Unlucky Monkey (1998)

Directed by
Crime and punishment
Reviewed by Simon on 2021-03-15

When a bank robbery goes wrong, Shinichi Tsutsumi is left holding a bag full of money and a knife and being chased by cops, until he runs into a woman in the street - pointy end of the knife first. He flees the scene but later hears on the news that she died, and the guilt starts to eat away at him.

Meanwhile, a Yakuza family accidentally kills a rival then tries to cover up their crime.

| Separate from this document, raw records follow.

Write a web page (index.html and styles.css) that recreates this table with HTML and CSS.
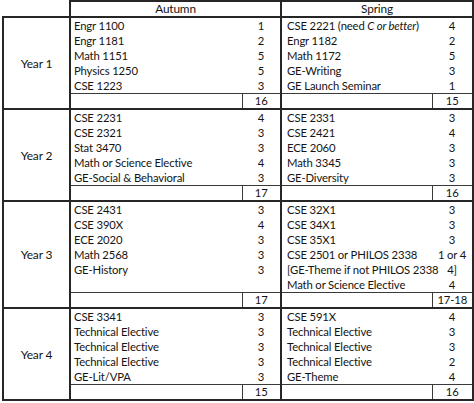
FILE: index.html
```html
<!DOCTYPE html>
<html>
<head>
<meta charset="utf-8">
<link rel="stylesheet" href="styles.css">
</head>
<body>
<table class="plan">
  <colgroup>
    <col class="c-year"><col class="c-course-a"><col class="c-cr-a"><col class="c-course-s"><col class="c-cr-s">
  </colgroup>
  <thead>
    <tr class="head">
      <th class="corner"></th>
      <th class="sem" colspan="2">Autumn</th>
      <th class="sem" colspan="2">Spring</th>
    </tr>
  </thead>
  <tbody class="year">
    <tr><th class="yr" rowspan="6">Year 1</th><td class="course a">Engr 1100</td><td class="cr">1</td><td class="course s">CSE 2221 (need <i>C or better</i>)</td><td class="cr last">4</td></tr>
    <tr><td class="course a">Engr 1181</td><td class="cr">2</td><td class="course s">Engr 1182</td><td class="cr last">2</td></tr>
    <tr><td class="course a">Math 1151</td><td class="cr">5</td><td class="course s">Math 1172</td><td class="cr last">5</td></tr>
    <tr><td class="course a">Physics 1250</td><td class="cr">5</td><td class="course s">GE-Writing</td><td class="cr last">3</td></tr>
    <tr><td class="course a">CSE 1223</td><td class="cr">3</td><td class="course s">GE Launch Seminar</td><td class="cr last">1</td></tr>
    <tr class="total"><td class="course a"></td><td class="cr">16</td><td class="course s"></td><td class="cr last">15</td></tr>
  </tbody>
  <tbody class="year">
    <tr><th class="yr" rowspan="6">Year 2</th><td class="course a">CSE 2231</td><td class="cr">4</td><td class="course s">CSE 2331</td><td class="cr last">3</td></tr>
    <tr><td class="course a">CSE 2321</td><td class="cr">3</td><td class="course s">CSE 2421</td><td class="cr last">4</td></tr>
    <tr><td class="course a">Stat 3470</td><td class="cr">3</td><td class="course s">ECE 2060</td><td class="cr last">3</td></tr>
    <tr><td class="course a">Math or Science Elective</td><td class="cr">4</td><td class="course s">Math 3345</td><td class="cr last">3</td></tr>
    <tr><td class="course a">GE-Social &amp; Behavioral</td><td class="cr">3</td><td class="course s">GE-Diversity</td><td class="cr last">3</td></tr>
    <tr class="total"><td class="course a"></td><td class="cr">17</td><td class="course s"></td><td class="cr last">16</td></tr>
  </tbody>
  <tbody class="year">
    <tr><th class="yr" rowspan="7">Year 3</th><td class="course a">CSE 2431</td><td class="cr">3</td><td class="course s">CSE 32X1</td><td class="cr last">3</td></tr>
    <tr><td class="course a">CSE 390X</td><td class="cr">4</td><td class="course s">CSE 34X1</td><td class="cr last">3</td></tr>
    <tr><td class="course a">ECE 2020</td><td class="cr">3</td><td class="course s">CSE 35X1</td><td class="cr last">3</td></tr>
    <tr><td class="course a">Math 2568</td><td class="cr">3</td><td class="course s">CSE 2501 or PHILOS 2338</td><td class="cr last">1 or 4</td></tr>
    <tr><td class="course a">GE-History</td><td class="cr">3</td><td class="course s">[GE-Theme if not PHILOS 2338</td><td class="cr last">4]</td></tr>
    <tr><td class="course a"></td><td class="cr"></td><td class="course s">Math or Science Elective</td><td class="cr last">4</td></tr>
    <tr class="total"><td class="course a"></td><td class="cr">17</td><td class="course s"></td><td class="cr last">17-18</td></tr>
  </tbody>
  <tbody class="year">
    <tr><th class="yr" rowspan="6">Year 4</th><td class="course a">CSE 3341</td><td class="cr">3</td><td class="course s">CSE 591X</td><td class="cr last">4</td></tr>
    <tr><td class="course a">Technical Elective</td><td class="cr">3</td><td class="course s">Technical Elective</td><td class="cr last">3</td></tr>
    <tr><td class="course a">Technical Elective</td><td class="cr">3</td><td class="course s">Technical Elective</td><td class="cr last">3</td></tr>
    <tr><td class="course a">Technical Elective</td><td class="cr">3</td><td class="course s">Technical Elective</td><td class="cr last">2</td></tr>
    <tr><td class="course a">GE-Lit/VPA</td><td class="cr">3</td><td class="course s">GE-Theme</td><td class="cr last">4</td></tr>
    <tr class="total"><td class="course a"></td><td class="cr">15</td><td class="course s"></td><td class="cr last">16</td></tr>
  </tbody>
</table>
</body>
</html>
```
FILE: styles.css
```css
html, body {
  margin: 0;
  padding: 0;
  background: #ffffff;
}

.plan {
  margin: 0 0 0 2px;
  border-collapse: collapse;
  table-layout: fixed;
  width: 470px;
  font-family: Lato, "Liberation Sans", sans-serif;
  font-size: 11.3px;
  letter-spacing: -0.15px;
  color: #141414;
}

.c-year { width: 67px; }
.c-course-a { width: 172px; }
.c-cr-a { width: 39px; }
.c-course-s { width: 151px; }
.c-cr-s { width: 41px; }

.plan th,
.plan td {
  padding: 0;
  height: 15px;
  line-height: 15px;
  white-space: nowrap;
}

.head th {
  height: 14px;
  line-height: 14px;
  font-weight: normal;
  font-size: 11.8px;
}

.corner {
  border: none;
}

.sem {
  text-align: center;
  border: 2px solid #262626;
}

.year {
  border-top: 2px solid #262626;
  border-bottom: 2px solid #262626;
}

.yr {
  font-weight: normal;
  text-align: center;
  vertical-align: middle;
  border-left: 2px solid #262626;
  border-right: 2px solid #262626;
  font-size: 12px;
}

.course {
  text-align: left;
}

.course.a {
  padding-left: 3px;
}

.course.s {
  padding-left: 5px;
  border-left: 2px solid #262626;
}

.cr {
  text-align: center;
}

.cr.last {
  border-right: 2px solid #262626;
}

.total td {
  height: 14px;
  line-height: 14px;
  border-top: 1px solid #3a3a3a;
}

.total .cr {
  border-left: 1px solid #3a3a3a;
}
```
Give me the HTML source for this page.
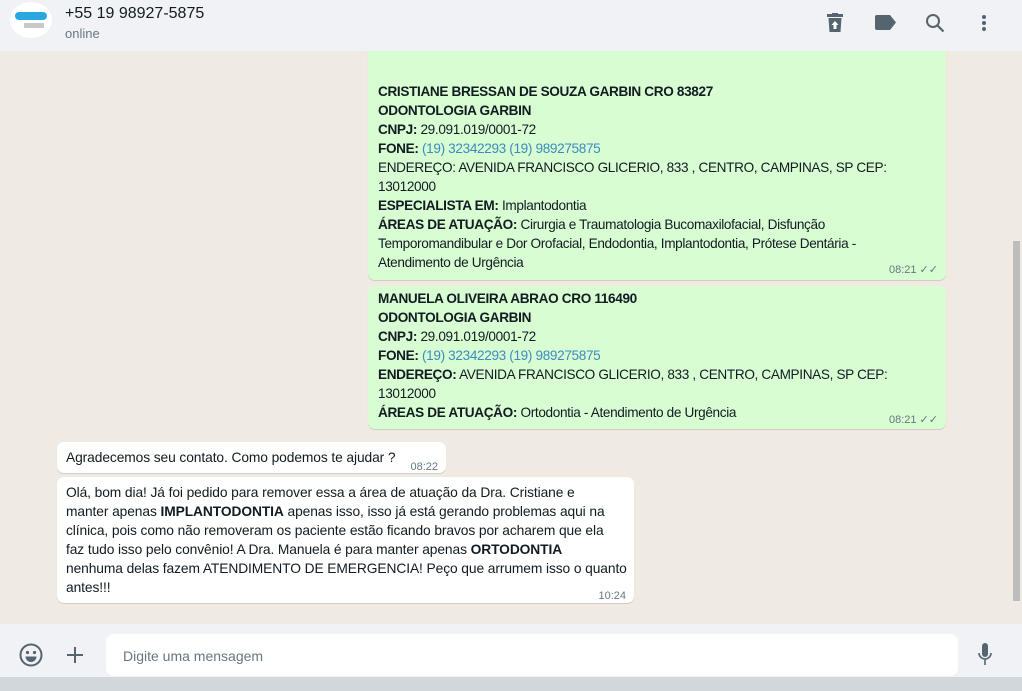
<!DOCTYPE html>
<html><head><meta charset="utf-8"><style>
*{margin:0;padding:0;box-sizing:border-box}
body{width:1022px;height:691px;overflow:hidden;font-family:"Liberation Sans",sans-serif;background:#efeae2;position:relative;color:#111b21}
.hdr{position:absolute;left:0;top:0;width:1022px;height:51px;background:#f0f2f5}
.av{position:absolute;left:10px;top:2px;width:42px;height:36px;border-radius:50%;background:#fff}
.av i{position:absolute;left:5px;top:10px;width:32px;height:8px;background:#2aa6e0;border-radius:4px}
.av s{position:absolute;left:14px;top:21px;width:20px;height:5px;background:#c8c8c8}
.name{position:absolute;left:65px;top:5px;font-size:16px;color:#111b21}
.st{position:absolute;left:65px;top:26px;font-size:13px;color:#667781}
.chat{position:absolute;left:0;top:51px;width:1012px;height:573px;overflow:hidden}
.sb{position:absolute;left:1012px;top:51px;width:10px;height:573px;background:#efeae2}
.sb i{position:absolute;left:1px;top:190px;width:7px;height:360px;background:#bdbdbd}
.b{position:absolute;font-size:14px;line-height:19px;border-radius:7px;box-shadow:0 1px .5px rgba(0,0,0,.13);padding:0 10px;white-space:nowrap}
.out{background:#d9fdd3;left:368px;width:578px;font-size:13.6px;letter-spacing:-0.35px}
.in{background:#fff;left:57px;font-size:13.8px;letter-spacing:-0.1px}
b{font-weight:bold}
.l{color:#3a8cbf}
.t{position:absolute;right:8px;font-size:11px;color:#667781;letter-spacing:0}
.ft{position:absolute;left:0;top:624px;width:1022px;height:53px;background:#f0f2f5}
.bot{position:absolute;left:0;top:677px;width:1022px;height:14px;background:#d1d7db}
.inp{position:absolute;left:106px;top:634px;width:852px;height:42px;background:#fff;border-radius:8px;font-size:14px;color:#667781;padding:14px 17px}
</style></head><body>
<div class="hdr">
<div class="av"><i></i><s></s></div>
<div class="name">+55 19 98927-5875</div>
<div class="st">online</div>
<svg style="position:absolute;left:827px;top:13px" width="16" height="20" viewBox="0 0 16 20"><rect x="0" y="1" width="16" height="3" fill="#54656f"/><rect x="5" y="0" width="6" height="2" fill="#54656f"/><path d="M1.5 5h13l-1 14h-11z" fill="#54656f"/><path d="M8 8l-3.5 4h2v4h3v-4h2z" fill="#fff"/></svg>
<svg style="position:absolute;left:875px;top:15px" width="21" height="15" viewBox="0 0 21 15"><path d="M2 0h13l6 7.5-6 7.5H2a2 2 0 01-2-2V2a2 2 0 012-2z" fill="#54656f"/></svg>
<svg style="position:absolute;left:925px;top:13px" width="20" height="20" viewBox="0 0 20 20"><circle cx="8" cy="8" r="6" fill="none" stroke="#54656f" stroke-width="2"/><path d="M12.5 12.5l6 6" stroke="#54656f" stroke-width="2.2"/></svg>
<svg style="position:absolute;left:981px;top:14px" width="6" height="18" viewBox="0 0 6 18"><circle cx="3" cy="3" r="2" fill="#54656f"/><circle cx="3" cy="9" r="2" fill="#54656f"/><circle cx="3" cy="15" r="2" fill="#54656f"/></svg>
</div>
<div class="chat">
<div class="b out" style="top:-10px;height:239px;padding-top:41px">
<b>CRISTIANE BRESSAN DE SOUZA GARBIN CRO 83827</b><br><b>ODONTOLOGIA GARBIN</b><br><b>CNPJ:</b> 29.091.019/0001-72<br><b>FONE:</b> <span class="l">(19) 32342293 (19) 989275875</span><br>ENDEREÇO: AVENIDA FRANCISCO GLICERIO, 833 , CENTRO, CAMPINAS, SP CEP:<br>13012000<br><b>ESPECIALISTA EM:</b> Implantodontia<br><b>ÁREAS DE ATUAÇÃO:</b> Cirurgia e Traumatologia Bucomaxilofacial, Disfunção<br>Temporomandibular e Dor Orofacial, Endodontia, Implantodontia, Prótese Dentária -<br>Atendimento de Urgência
<span class="t" style="top:220px">08:21 ✓✓</span></div>
<div class="b out" style="top:235px;height:143px;padding-top:3px">
<b>MANUELA OLIVEIRA ABRAO CRO 116490</b><br><b>ODONTOLOGIA GARBIN</b><br><b>CNPJ:</b> 29.091.019/0001-72<br><b>FONE:</b> <span class="l">(19) 32342293 (19) 989275875</span><br><b>ENDEREÇO:</b> AVENIDA FRANCISCO GLICERIO, 833 , CENTRO, CAMPINAS, SP CEP:<br>13012000<br><b>ÁREAS DE ATUAÇÃO:</b> Ortodontia - Atendimento de Urgência
<span class="t" style="top:125px">08:21 ✓✓</span></div>
<div class="b in" style="top:391px;width:389px;height:31px;padding-top:6px;padding-left:9px">Agradecemos seu contato. Como podemos te ajudar ?<span class="t" style="top:16px">08:22</span></div>
<div class="b in" style="top:426px;width:577px;height:126px;padding-top:6px;padding-left:9px">Olá, bom dia! Já foi pedido para remover essa a área de atuação da Dra. Cristiane e<br>manter apenas <b>IMPLANTODONTIA</b> apenas isso, isso já está gerando problemas aqui na<br>clínica, pois como não removeram os paciente estão ficando bravos por acharem que ela<br>faz tudo isso pelo convênio! A Dra. Manuela é para manter apenas <b>ORTODONTIA</b><br>nenhuma delas fazem ATENDIMENTO DE EMERGENCIA! Peço que arrumem isso o quanto<br>antes!!!<span class="t" style="top:110px">10:24</span></div>
</div>
<div class="sb"><i></i></div>
<div class="ft">
<svg style="position:absolute;left:19px;top:19px" width="24" height="24" viewBox="0 0 24 24"><circle cx="12" cy="12" r="10.5" fill="none" stroke="#54656f" stroke-width="2"/><circle cx="8.5" cy="9.5" r="1.6" fill="#54656f"/><circle cx="15.5" cy="9.5" r="1.6" fill="#54656f"/><path d="M6.5 13.5h11a5.5 5.5 0 01-11 0z" fill="#54656f"/></svg>
<svg style="position:absolute;left:66px;top:22px" width="18" height="18" viewBox="0 0 18 18"><path d="M9 1v16M1 9h16" stroke="#54656f" stroke-width="2"/></svg>
<svg style="position:absolute;left:977px;top:19px" width="16" height="25" viewBox="0 0 16 25"><rect x="5" y="0" width="6" height="14" rx="3" fill="#54656f"/><path d="M2 10a6 6 0 0012 0" fill="none" stroke="#54656f" stroke-width="1.6"/><path d="M8 16v6" stroke="#54656f" stroke-width="1.6"/></svg>
</div>
<div class="inp">Digite uma mensagem</div>
<div class="bot"></div>
</body></html>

UNLUCKY MONKEY starts with a failed bank robbery and a Yakuza feud like Dangan Runner, but goes off in a very different direction. A plague of coincidences cause the two stories of accidental murder to intersect and overlap as Sabu explores the psychological consequences of killing in his inimitable style, with pitch black humour and surrealism.

It's a far darker film than DANGAN RUNNER, with the subject matter being quite serious even if Sabu's injection of whimsy and absurdity mean that it stays blackly comical even as lives fall apart and psyches disintegrate. Shinichi Tsutsumi first tries to justify himself over what was after all an accident, but eventually finds he cannot live with what happened. I'm guessing Dostoevsky's Crime and Punishment was a significant influence on the film, though I must confess to never having actually read it (one day, one day).

Whilst the absurdity and black humour place Sabu's early films on a continuum that spans works films by Takeshi Kitano and Takashi Miike, he has a singular style of his own. UNLUCKY MONKEY is not quite as fresh as DANGAN RUNNER and not quite as brilliant as Monday, but it is another unique and peculiar work that fits neatly in his filmography.